My current goal is to extract an equation of a curve from an image that has strong noise.
The image is a .TIF grayscale 1200x1600 uint16. It has numerous particles populating it with high intensity light and a fish in it.
I want to extract the curve of the fish. If someone could help me figure out how to remove the high intensity particles, it would help a ton.

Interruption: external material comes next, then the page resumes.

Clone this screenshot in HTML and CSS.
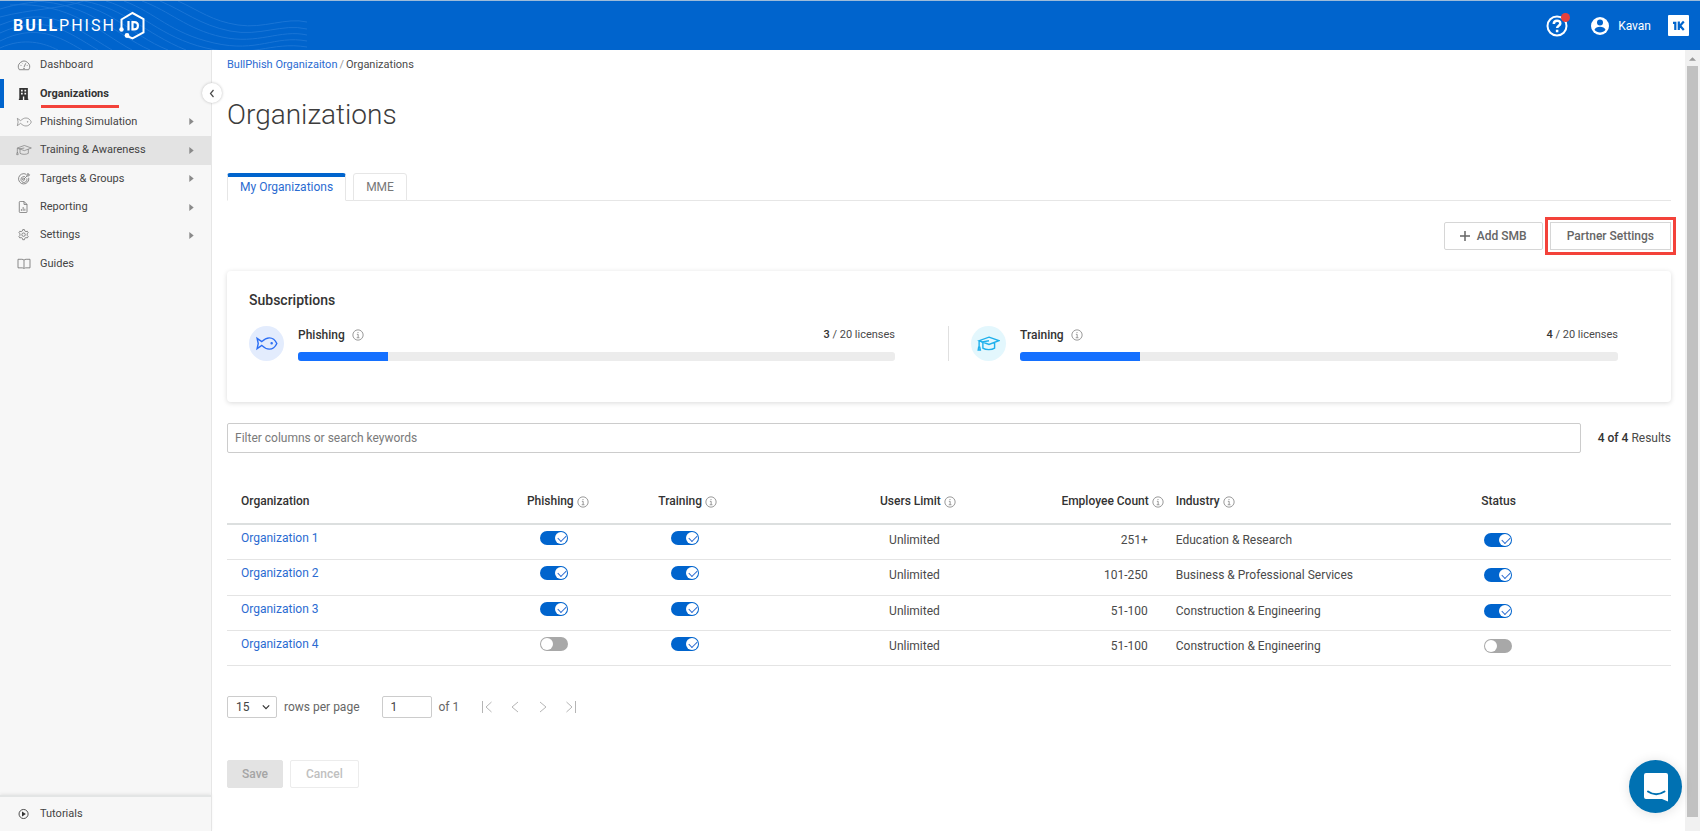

I am currently trying to blur the image in the hopes that their small pixel count will remove many of them. Then I intend to use edge finder to draw the edge of the fish combined with Fourier transform functions to end up with the set of peaks.
-Tom

Accepted Answer

Image Analyst
Image Analyst on 10 Dec 2011
You say you're not new to image analysis, but it kind of sounds like you are. Have you tried thresholding? But the first step would be to get a good photo to begin with rather than try to fix up a bad one. You don't say what the lights are. Are they in the water or out of the water? Are they bioluminescent? Can you put polarizers in front of the lights and a rotatable polarizer in front of the camera lens? If you can't get rid of the lights then the best you can do is to try to remove them. Try to identify them by intensity, size, shape, or whatever. Then mask them out, if you want to or need to, and replace them with black or the surrounding image or something. You wouldn't want to blur them because that would also blur your outline of the fish and there are better ways of getting rid of bright spots in your image. Not sure why getting rid of bright spots would be necessary though - how do they affect the image of the fish? Anyway, then find the fish edges. I'm not sure what the equation of a curve for a fish would mean or how you'd calculate it, and what the Fourier transform has to do with anything and why you expect to get (somehow) a set of peaks. I'm sure a photo would illuminate your situation. Please upload one somewhere such as to tinypic.com.
  5 Comments
Image Analyst
Image Analyst on 11 Dec 2011
I can barely see it on my monitor. It's basically a dimmer version of the second image.
Walter Roberson
Walter Roberson on 11 Dec 2011
You are right, I see the dim curve now that I take a second look. And I probably had more glare on the other monitor.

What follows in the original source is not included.